───── INFORMATION SHOWN ─────
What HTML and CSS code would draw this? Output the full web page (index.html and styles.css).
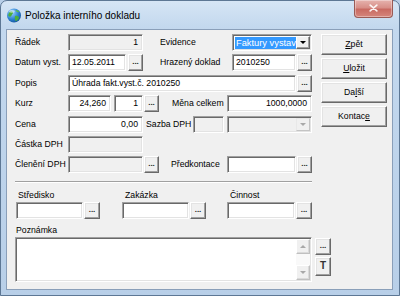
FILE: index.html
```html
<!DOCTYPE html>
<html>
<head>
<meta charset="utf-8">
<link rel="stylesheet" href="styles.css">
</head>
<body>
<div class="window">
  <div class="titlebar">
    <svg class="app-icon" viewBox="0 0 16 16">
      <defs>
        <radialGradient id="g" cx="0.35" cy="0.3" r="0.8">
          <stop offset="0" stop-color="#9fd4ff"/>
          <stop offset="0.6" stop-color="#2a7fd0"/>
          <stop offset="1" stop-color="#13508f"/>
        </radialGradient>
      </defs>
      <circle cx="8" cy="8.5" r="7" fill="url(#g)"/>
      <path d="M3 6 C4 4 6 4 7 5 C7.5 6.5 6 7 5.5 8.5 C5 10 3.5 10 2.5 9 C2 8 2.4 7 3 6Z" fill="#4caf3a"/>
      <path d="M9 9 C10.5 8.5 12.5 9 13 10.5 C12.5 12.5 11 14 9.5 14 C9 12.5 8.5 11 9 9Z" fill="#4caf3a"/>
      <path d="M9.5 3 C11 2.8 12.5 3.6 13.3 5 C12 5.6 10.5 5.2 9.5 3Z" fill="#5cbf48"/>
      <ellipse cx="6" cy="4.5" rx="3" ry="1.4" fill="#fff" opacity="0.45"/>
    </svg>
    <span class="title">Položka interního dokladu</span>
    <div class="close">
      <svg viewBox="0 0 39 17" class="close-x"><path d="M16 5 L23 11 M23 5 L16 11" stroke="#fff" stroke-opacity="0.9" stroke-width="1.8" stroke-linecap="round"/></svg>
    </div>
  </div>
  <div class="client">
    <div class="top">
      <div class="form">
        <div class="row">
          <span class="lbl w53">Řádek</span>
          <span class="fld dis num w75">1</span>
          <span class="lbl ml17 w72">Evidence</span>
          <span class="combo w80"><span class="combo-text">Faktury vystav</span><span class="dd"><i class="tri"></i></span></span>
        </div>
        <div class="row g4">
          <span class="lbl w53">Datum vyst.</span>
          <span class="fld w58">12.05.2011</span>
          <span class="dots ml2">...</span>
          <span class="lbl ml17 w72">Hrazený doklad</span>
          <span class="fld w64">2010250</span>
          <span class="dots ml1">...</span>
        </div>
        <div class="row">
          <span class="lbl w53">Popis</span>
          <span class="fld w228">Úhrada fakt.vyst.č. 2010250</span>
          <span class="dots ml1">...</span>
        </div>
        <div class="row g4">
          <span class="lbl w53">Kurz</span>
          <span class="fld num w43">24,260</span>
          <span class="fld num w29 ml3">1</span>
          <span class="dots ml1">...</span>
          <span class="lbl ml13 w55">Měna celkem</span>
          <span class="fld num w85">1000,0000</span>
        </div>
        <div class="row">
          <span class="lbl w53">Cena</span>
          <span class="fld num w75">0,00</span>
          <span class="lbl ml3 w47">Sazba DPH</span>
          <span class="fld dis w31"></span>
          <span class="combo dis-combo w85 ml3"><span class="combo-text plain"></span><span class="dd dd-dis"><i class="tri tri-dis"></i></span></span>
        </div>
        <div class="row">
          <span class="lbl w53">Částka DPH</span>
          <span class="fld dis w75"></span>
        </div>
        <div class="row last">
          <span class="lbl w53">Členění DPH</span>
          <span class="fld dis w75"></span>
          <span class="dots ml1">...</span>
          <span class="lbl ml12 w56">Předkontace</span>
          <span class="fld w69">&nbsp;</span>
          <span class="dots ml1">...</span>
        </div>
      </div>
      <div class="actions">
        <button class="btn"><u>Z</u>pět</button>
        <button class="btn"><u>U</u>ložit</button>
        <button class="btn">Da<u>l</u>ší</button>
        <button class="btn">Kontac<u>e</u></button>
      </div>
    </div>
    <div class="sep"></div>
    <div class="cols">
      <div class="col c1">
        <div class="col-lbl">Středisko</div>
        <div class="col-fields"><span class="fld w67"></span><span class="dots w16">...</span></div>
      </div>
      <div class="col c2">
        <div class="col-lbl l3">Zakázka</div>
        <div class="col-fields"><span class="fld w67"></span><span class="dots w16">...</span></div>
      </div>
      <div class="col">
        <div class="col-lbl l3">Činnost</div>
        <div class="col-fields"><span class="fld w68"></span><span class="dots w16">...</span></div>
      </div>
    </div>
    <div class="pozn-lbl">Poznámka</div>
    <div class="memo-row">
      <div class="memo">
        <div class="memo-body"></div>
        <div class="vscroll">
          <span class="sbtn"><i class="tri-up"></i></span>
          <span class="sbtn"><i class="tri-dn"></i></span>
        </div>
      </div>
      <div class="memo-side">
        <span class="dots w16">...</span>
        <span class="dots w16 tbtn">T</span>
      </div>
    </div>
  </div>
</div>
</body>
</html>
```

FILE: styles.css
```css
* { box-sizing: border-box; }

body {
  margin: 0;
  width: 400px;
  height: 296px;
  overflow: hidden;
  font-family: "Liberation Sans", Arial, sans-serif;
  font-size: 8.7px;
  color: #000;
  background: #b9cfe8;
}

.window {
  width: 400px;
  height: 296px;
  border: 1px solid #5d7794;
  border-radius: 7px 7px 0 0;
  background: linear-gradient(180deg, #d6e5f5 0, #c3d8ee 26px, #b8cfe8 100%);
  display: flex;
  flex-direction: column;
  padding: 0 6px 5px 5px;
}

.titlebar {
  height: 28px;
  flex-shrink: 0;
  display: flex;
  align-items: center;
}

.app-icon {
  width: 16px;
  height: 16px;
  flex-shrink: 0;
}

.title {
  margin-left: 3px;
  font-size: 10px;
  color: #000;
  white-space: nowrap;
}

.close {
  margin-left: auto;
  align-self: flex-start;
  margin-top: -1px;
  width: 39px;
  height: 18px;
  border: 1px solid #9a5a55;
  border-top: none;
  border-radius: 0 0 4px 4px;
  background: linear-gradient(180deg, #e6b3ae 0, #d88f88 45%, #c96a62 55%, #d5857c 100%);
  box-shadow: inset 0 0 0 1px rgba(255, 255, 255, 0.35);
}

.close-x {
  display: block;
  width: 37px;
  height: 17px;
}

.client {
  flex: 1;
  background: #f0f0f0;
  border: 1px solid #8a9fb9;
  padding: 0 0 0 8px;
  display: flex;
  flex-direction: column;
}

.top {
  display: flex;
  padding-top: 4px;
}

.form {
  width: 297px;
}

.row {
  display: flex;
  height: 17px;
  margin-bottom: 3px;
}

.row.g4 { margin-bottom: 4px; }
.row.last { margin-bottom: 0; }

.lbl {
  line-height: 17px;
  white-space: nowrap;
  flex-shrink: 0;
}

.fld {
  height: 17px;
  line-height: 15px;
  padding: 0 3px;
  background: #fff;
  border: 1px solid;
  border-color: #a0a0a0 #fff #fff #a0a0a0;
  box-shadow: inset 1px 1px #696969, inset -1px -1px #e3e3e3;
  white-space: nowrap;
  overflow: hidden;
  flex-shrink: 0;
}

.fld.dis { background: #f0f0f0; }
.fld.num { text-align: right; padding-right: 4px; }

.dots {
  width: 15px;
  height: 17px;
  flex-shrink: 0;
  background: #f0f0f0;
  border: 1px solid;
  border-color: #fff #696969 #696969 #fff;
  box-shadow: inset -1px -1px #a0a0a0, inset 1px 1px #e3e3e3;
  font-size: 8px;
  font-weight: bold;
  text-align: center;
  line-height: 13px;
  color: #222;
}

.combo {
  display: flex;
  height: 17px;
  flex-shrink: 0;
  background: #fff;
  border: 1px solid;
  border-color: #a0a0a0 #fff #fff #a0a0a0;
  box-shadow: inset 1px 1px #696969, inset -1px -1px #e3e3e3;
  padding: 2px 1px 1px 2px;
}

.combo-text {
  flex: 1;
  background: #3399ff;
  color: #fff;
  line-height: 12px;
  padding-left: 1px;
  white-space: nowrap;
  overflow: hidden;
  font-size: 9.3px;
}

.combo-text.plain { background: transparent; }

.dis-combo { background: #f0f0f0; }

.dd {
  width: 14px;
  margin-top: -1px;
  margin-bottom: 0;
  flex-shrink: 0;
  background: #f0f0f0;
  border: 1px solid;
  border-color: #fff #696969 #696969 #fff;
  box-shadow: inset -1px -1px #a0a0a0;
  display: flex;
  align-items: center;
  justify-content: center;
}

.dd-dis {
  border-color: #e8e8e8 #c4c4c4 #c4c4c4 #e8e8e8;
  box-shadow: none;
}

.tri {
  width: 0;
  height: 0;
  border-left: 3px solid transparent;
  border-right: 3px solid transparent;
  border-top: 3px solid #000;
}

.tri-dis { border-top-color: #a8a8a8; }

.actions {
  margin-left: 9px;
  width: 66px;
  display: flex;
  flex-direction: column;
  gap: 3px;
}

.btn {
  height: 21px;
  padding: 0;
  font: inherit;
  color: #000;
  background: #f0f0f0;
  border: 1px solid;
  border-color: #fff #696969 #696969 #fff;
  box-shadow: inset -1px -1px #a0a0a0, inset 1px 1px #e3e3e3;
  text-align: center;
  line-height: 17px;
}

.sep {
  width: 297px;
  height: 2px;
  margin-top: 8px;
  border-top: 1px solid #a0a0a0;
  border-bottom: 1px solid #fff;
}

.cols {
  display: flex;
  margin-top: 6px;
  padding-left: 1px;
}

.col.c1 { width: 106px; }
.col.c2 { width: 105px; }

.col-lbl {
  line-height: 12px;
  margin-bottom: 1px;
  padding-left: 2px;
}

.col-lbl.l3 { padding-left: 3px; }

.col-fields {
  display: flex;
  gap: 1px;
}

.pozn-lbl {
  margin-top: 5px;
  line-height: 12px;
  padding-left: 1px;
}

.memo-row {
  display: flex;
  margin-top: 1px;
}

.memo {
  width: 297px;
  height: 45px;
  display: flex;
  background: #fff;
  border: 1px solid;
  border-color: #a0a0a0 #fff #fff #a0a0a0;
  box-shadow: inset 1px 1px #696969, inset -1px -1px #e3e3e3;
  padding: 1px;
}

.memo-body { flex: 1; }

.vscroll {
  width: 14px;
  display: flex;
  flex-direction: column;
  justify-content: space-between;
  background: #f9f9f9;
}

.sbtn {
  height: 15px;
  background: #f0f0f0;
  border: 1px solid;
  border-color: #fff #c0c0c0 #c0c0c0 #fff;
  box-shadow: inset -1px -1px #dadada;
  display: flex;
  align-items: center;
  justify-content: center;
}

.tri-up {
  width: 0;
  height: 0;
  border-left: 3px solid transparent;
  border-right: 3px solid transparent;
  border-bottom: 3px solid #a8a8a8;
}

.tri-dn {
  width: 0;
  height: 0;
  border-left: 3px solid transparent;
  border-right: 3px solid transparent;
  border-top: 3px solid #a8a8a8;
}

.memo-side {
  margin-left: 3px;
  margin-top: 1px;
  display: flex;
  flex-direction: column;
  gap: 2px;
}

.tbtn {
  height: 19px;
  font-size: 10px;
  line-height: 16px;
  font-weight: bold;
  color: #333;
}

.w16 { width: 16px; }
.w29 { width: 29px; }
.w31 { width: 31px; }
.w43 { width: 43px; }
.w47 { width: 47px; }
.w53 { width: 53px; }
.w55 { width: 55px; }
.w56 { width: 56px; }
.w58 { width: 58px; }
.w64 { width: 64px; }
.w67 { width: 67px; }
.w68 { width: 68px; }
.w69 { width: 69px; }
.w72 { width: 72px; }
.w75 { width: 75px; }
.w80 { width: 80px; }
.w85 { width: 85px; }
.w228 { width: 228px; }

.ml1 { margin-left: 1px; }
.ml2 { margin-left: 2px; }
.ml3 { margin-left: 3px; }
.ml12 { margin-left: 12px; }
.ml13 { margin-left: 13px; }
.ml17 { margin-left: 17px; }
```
─────
*DESCRIPTION OF THE TASK*: Count how many lines above carry the word "index". Only the number is required.

*OUTPUT FOR THIS TASK*: 2